Research has shown that the right mix of career and technical education can reduce dropout rates, and the courses offered don’t have to be from the old “industrial arts” ghettos. They should be taught at a challenging level and make students aware of careers that are now being ignored. Take engineering, for example, a field that pays well and needs ever more workers. Most high school students say they have no interest in the subject. That’s largely because few of them ever encounter it: Only 3 percent of graduateshave taken an engineering course. Only 19 percent of students have taken a computer science course, mostly at the advanced placement level.

The Common Core math standards now being adopted by most states are an important effort to raise learning standards, particularly in primary and middle school, when many students begin to fall behind. They encourage the use of technology and applied thinking, moving students away from rote memorization. At the high school level, they would introduce all students to useful concepts like real-world modeling. But the standards also assume that all high school students should pursue a high-level math track, studying quadratic equations, transformational geometry and logarithms. The standards need more flexibility to ensure that they do not stand in the way of nontraditional but effective ways to learn, including career-oriented study.

Very Early Exposure to Numbers

Only 18 percent of American adults can calculate how much a carpet will cost if they know the size of the room and the per-yard price of the carpet, according to a federal survey. One in five American adults lack the basic math skills expected of eighth graders, making them unfit for many newly created jobs. In many cases, that’s because they weren’t exposed to numbers at an early age.

A new study, by researchers at the University of Missouri, showed that the most important factor that predicted math success in middle school and upward was an understanding of what numbers are before entering the first grade. Having “number system knowledge” in kindergarten or earlier — grasping that a numeral represents a quantity, and understanding the relationships among numbers — was a more important factor in math success by seventh grade than intelligence, race or income.

Children of all backgrounds can build a good foundation in math with early exposure to numbers, which should be required in all preschool classes. But less than half of 4-year-olds are enrolled in full-day pre-K programs, and only 70 percent of kindergartners go all day. Although preschool enrollment has increased in recent years, it is still not a high priority in many states and cities, as shown by the cold reception to expansion proposals by President Obama and Mayor-elect Bill de Blasio of New York.

Better Teacher Preparation

The most effective teachers have broad knowledge of their subjects. Too many lack that preparation. More than half of the 6.7 million students studying physical sciences — chemistry, physics and earth science — are learning from teachers who did not major in those subjects. Only 64 percent of those teachers are certified. The number is better for math teachers, as 78 percent are certified, but that still leaves three million math students being taught by uncertified teachers. The problem is significantly worse in low-income communities and in middle schools.

Some districts give additional instruction to science and math teachers, or team new teachers with more experienced colleagues. But the most important effort is the national campaign to add 100,000 STEM teachers by 2021. The Carnegie Corporation has led a coalition of businesses, universities and other institutions to make it happen at the ground level. The American Museum of Natural History, for example, has pledged to prepare 130 certified science teachers by 2015. The University of Chicago will train 500 new teachers for Chicago’s public schools over five years. The campaign now has commitments for more than 37,000 new teachers, but it still has far to go.

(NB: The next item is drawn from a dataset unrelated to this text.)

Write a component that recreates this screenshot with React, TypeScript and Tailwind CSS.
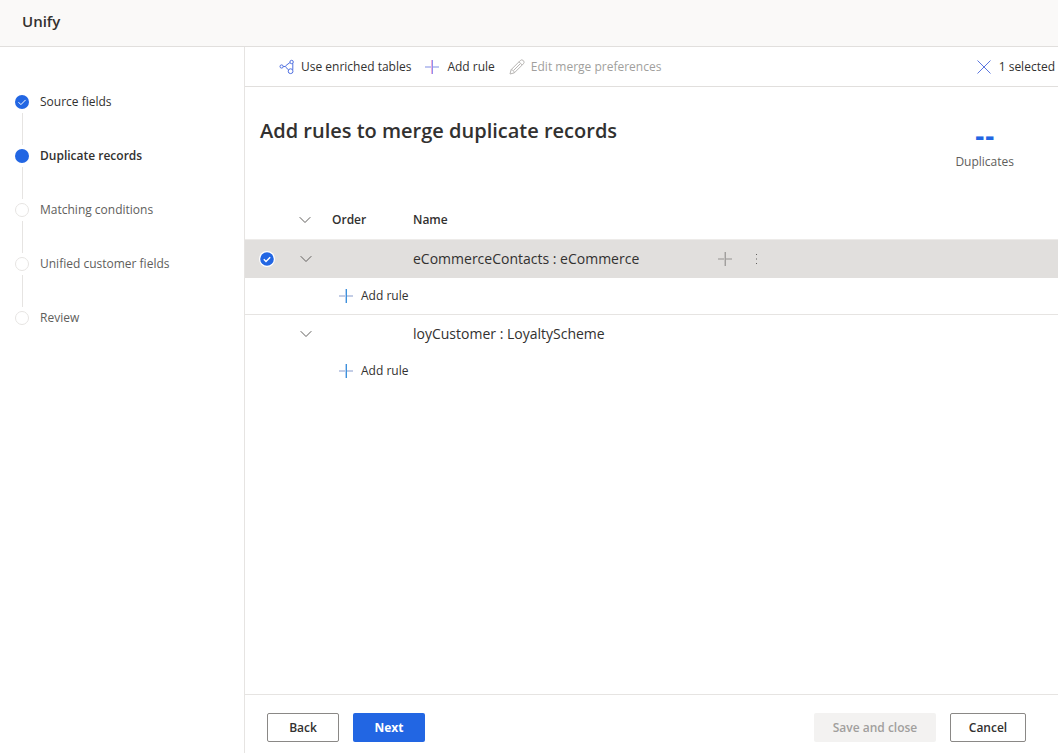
import { useState } from "react";
import clsx from "clsx";

type StepStatus = "done" | "current" | "upcoming";

const steps: { label: string; status: StepStatus }[] = [
  { label: "Source fields", status: "done" },
  { label: "Duplicate records", status: "current" },
  { label: "Matching conditions", status: "upcoming" },
  { label: "Unified customer fields", status: "upcoming" },
  { label: "Review", status: "upcoming" },
];

const tables = [
  { id: "ecommerce", name: "eCommerceContacts : eCommerce" },
  { id: "loyalty", name: "loyCustomer : LoyaltyScheme" },
];

// The upright is drawn as two one-pixel strokes, left then right
function PlusIcon({ bar, left, right }: { bar: string; left: string; right: string }) {
  return (
    <svg viewBox="0 0 14 14" className="block size-3.5 shrink-0" fill="none" aria-hidden="true">
      <path d="M0 7h14" stroke={bar} strokeWidth="2" />
      <path d="M6.5 0v14" stroke={left} />
      <path d="M7.5 0v14" stroke={right} />
    </svg>
  );
}

function ChevronIcon() {
  return (
    <svg viewBox="0 0 12 8" className="h-2 w-3" fill="none" stroke="#605e5c" aria-hidden="true">
      <path d="M0.7 1.2L6 6.5l5.3-5.3" />
    </svg>
  );
}

function EnrichIcon() {
  return (
    <svg viewBox="0 0 16 16" className="size-4 shrink-0" fill="none" stroke="#4f6fe0" aria-hidden="true">
      <circle cx="2.6" cy="7.5" r="1.6" />
      <circle cx="12.6" cy="3" r="1.7" />
      <circle cx="11.6" cy="12.2" r="2.4" />
      <path d="M4.2 7.5h2M10.9 3.6L7.2 6.3a1.6 1.6 0 0 0-.2 2.2l2.6 2.4M13.8 4.4v6.400" />
    </svg>
  );
}

function PencilIcon() {
  return (
    <svg viewBox="0 0 16 16" className="size-4 shrink-0" fill="none" stroke="#b8b6b4" aria-hidden="true">
      <path d="M1 15l1.1-4.3 9.1-9.1a2.2 2.2 0 0 1 3.2 3.2l-9.1 9.1L1 15z" />
      <path d="M2.1 10.7c1.8.2 3 1.4 3.2 3.2M10 2.8l3.2 3.2M11 5L4.5 11.5" />
    </svg>
  );
}

function StepMarker({ status }: { status: StepStatus }) {
  return (
    <svg viewBox="0 0 14 14" className="size-3.5 shrink-0" fill="none" aria-hidden="true">
      {status === "upcoming" ? (
        <circle cx="7" cy="7" r="6.5" stroke="#e6e4e2" />
      ) : (
        <circle cx="7" cy="7" r="7" fill="#2266e3" />
      )}
      {status === "done" && <path d="M3.5 7.2l2.4 2.4 4.7-4.7" stroke="#fff" />}
    </svg>
  );
}

function Steps() {
  return (
    <nav aria-label="Unify steps" className="w-[245px] shrink-0 border-r border-[#e6e4e2] px-[15px] pt-[45px]">
      <ol>
        {steps.map((step, i) => (
          <li key={step.label}>
            <a
              href="#"
              aria-current={step.status === "current" ? "step" : undefined}
              className={clsx(
                "flex h-5 items-center gap-[11px] leading-[22px]",
                step.status === "done" && "text-[#323130]",
                step.status === "current" && "font-semibold text-[#323130]",
                step.status === "upcoming" && "text-[#605e5c]"
              )}
            >
              <StepMarker status={step.status} />
              {step.label}
            </a>
            {i < steps.length - 1 && <div className="my-px ml-[7px] h-8 w-px bg-[#e6e4e2]" />}
          </li>
        ))}
      </ol>
    </nav>
  );
}

export default function App() {
  const [selected, setSelected] = useState("ecommerce");

  return (
    <div className="flex min-h-screen flex-col bg-white font-['Open_Sans','Segoe_UI',sans-serif] text-xs leading-5 text-[#323130]">
      <header className="border-b border-[#e1dfdd] bg-[#faf9f8] px-[22px] pt-[9px] pb-[13px]">
        <h1 className="text-[15px] leading-6 font-semibold">Unify</h1>
      </header>

      <div className="flex flex-1">
        <Steps />

        <main className="flex min-w-0 flex-1 flex-col">
          <div className="flex h-10 items-center gap-3.5 border-b border-[#e1dfdd] pr-[3px] pl-[34px] whitespace-nowrap">
            <button type="button" className="flex items-center gap-1.5">
              <EnrichIcon />
              Use enriched tables
            </button>
            <button type="button" className="flex items-center gap-2">
              <PlusIcon bar="#bfc6f1" left="#eeb0da" right="#8f8ff0" />
              Add rule
            </button>
            <button type="button" disabled className="flex items-center gap-1.5 text-[#a19f9d]">
              <PencilIcon />
              Edit merge preferences
            </button>
            <button type="button" className="ml-auto flex items-center gap-2">
              <svg viewBox="0 0 14 14" className="size-3.5" fill="none" stroke="#5b76e0" aria-hidden="true">
                <path d="M0.5 0.5l13 13M13.5 0.5l-13 13" />
              </svg>
              1 selected
            </button>
          </div>

          <div className="flex justify-between pt-7 pr-11 pl-[15px]">
            <h2 className="text-xl leading-8 font-semibold">Add rules to merge duplicate records</h2>
            <div className="pt-2 text-center">
              <div className="font-['DejaVu_Sans',sans-serif] text-2xl leading-7 font-bold text-[#2266e3]">--</div>
              <div className="leading-[22px] text-[#605e5c]">Duplicates</div>
            </div>
          </div>

          <table className="mt-7 w-full table-fixed border-collapse text-left">
            <colgroup>
              <col className="w-[54px]" />
              <col className="w-[33px]" />
              <col className="w-[81px]" />
              <col className="w-[305px]" />
              <col />
            </colgroup>
            <thead>
              <tr className="h-[38px] border-b border-[#edebe9]">
                <th />
                <th>
                  <button type="button" aria-label="Expand all" className="flex">
                    <ChevronIcon />
                  </button>
                </th>
                <th className="font-semibold">Order</th>
                <th className="font-semibold">Name</th>
                <th />
              </tr>
            </thead>
            {tables.map((table) => {
              const isSelected = table.id === selected;
              return (
                <tbody key={table.id} className="not-last:border-b not-last:border-[#e6e4e2]">
                  <tr
                    className={clsx("h-[39px]", isSelected && "bg-[#e1dfdd]")}
                    onClick={() => setSelected(table.id)}
                  >
                    <td className="pl-3.5">
                      {isSelected && (
                        <label className="block w-4">
                          <input type="checkbox" checked readOnly aria-label={table.name} className="sr-only" />
                          <svg viewBox="0 0 16 16" className="size-4" fill="none" aria-hidden="true">
                            <circle cx="8" cy="8" r="8" fill="#fff" />
                            <circle cx="8" cy="8" r="6.8" fill="#2266e3" />
                            <path d="M4.8 8.2l2.2 2.2 4.2-4.2" stroke="#fff" strokeWidth="1.4" />
                          </svg>
                        </label>
                      )}
                    </td>
                    <td>
                      <button type="button" aria-label={"Expand " + table.name} className="flex pl-px">
                        <ChevronIcon />
                      </button>
                    </td>
                    <td />
                    <td className="text-sm">{table.name}</td>
                    <td>
                      {isSelected && (
                        <div className="flex items-center gap-6">
                          <button type="button" aria-label="Add rule">
                            <PlusIcon bar="#bbb9b7" left="#c4c2c0" right="#a19f9d" />
                          </button>
                          <button type="button" aria-label="More actions">
                            <svg viewBox="0 0 2 10" className="block h-2.5 w-0.5" fill="#605e5c" aria-hidden="true">
                              <path d="M0 0h1v1h-1zM0 4.5h1v1h-1zM0 9h1v1h-1z" />
                            </svg>
                          </button>
                        </div>
                      )}
                    </td>
                  </tr>
                  <tr className="h-9">
                    <td colSpan={5} className="pl-[94px]">
                      <button type="button" className="flex items-center gap-2">
                        <PlusIcon bar="#c3cde6" left="#b5cdf0" right="#3b93dc" />
                        Add rule
                      </button>
                    </td>
                  </tr>
                </tbody>
              );
            })}
          </table>

          <footer className="mt-auto flex h-[59px] gap-3.5 border-t border-[#e6e4e2] pt-[18px] pr-8 pb-[11px] pl-[22px] font-semibold">
            <button type="button" className="w-[72px] rounded-xs border border-[#8a8886]">
              Back
            </button>
            <button type="button" className="w-[72px] rounded-xs bg-[#2266e3] font-bold text-white">
              Next
            </button>
            <button type="button" disabled className="ml-auto w-[122px] rounded-xs bg-[#f3f2f1] text-[#a19f9d]">
              Save and close
            </button>
            <button type="button" className="w-[76px] rounded-xs border border-[#8a8886]">
              Cancel
            </button>
          </footer>
        </main>
      </div>
    </div>
  );
}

Experience in the Real World

A growing number of schools are helping students embrace STEM courses by linking them to potential employers and careers, taking math and science out of textbooks and into their lives. The high school in Brooklyn known as P-Tech, which President Obama recently visited, is a collaboration of the New York City public school system and the City University of New York with IBM. It prepares students for jobs like manufacturing technician and software specialist. Students work with IBM mentors and are encouraged to earn both a diploma and an associate degree after a combined six years in high school and college.Ten more such schools are planned around the state, and last month President Obama announced a promising new grant program to encourage dozens more high schools to offer job-oriented STEM education.

In Seattle, Raisbeck Aviation High School is working with Boeing and other aerospace firms to mentor students in engineering and robotics. Many schools are teaming with software companies to teach programming, including two schools that are very popular in New York City. Though many of these efforts remain untested, they center around a practical and achievable goal: getting students excited about science and mathematics, the first step to improving their performance and helping them discover a career.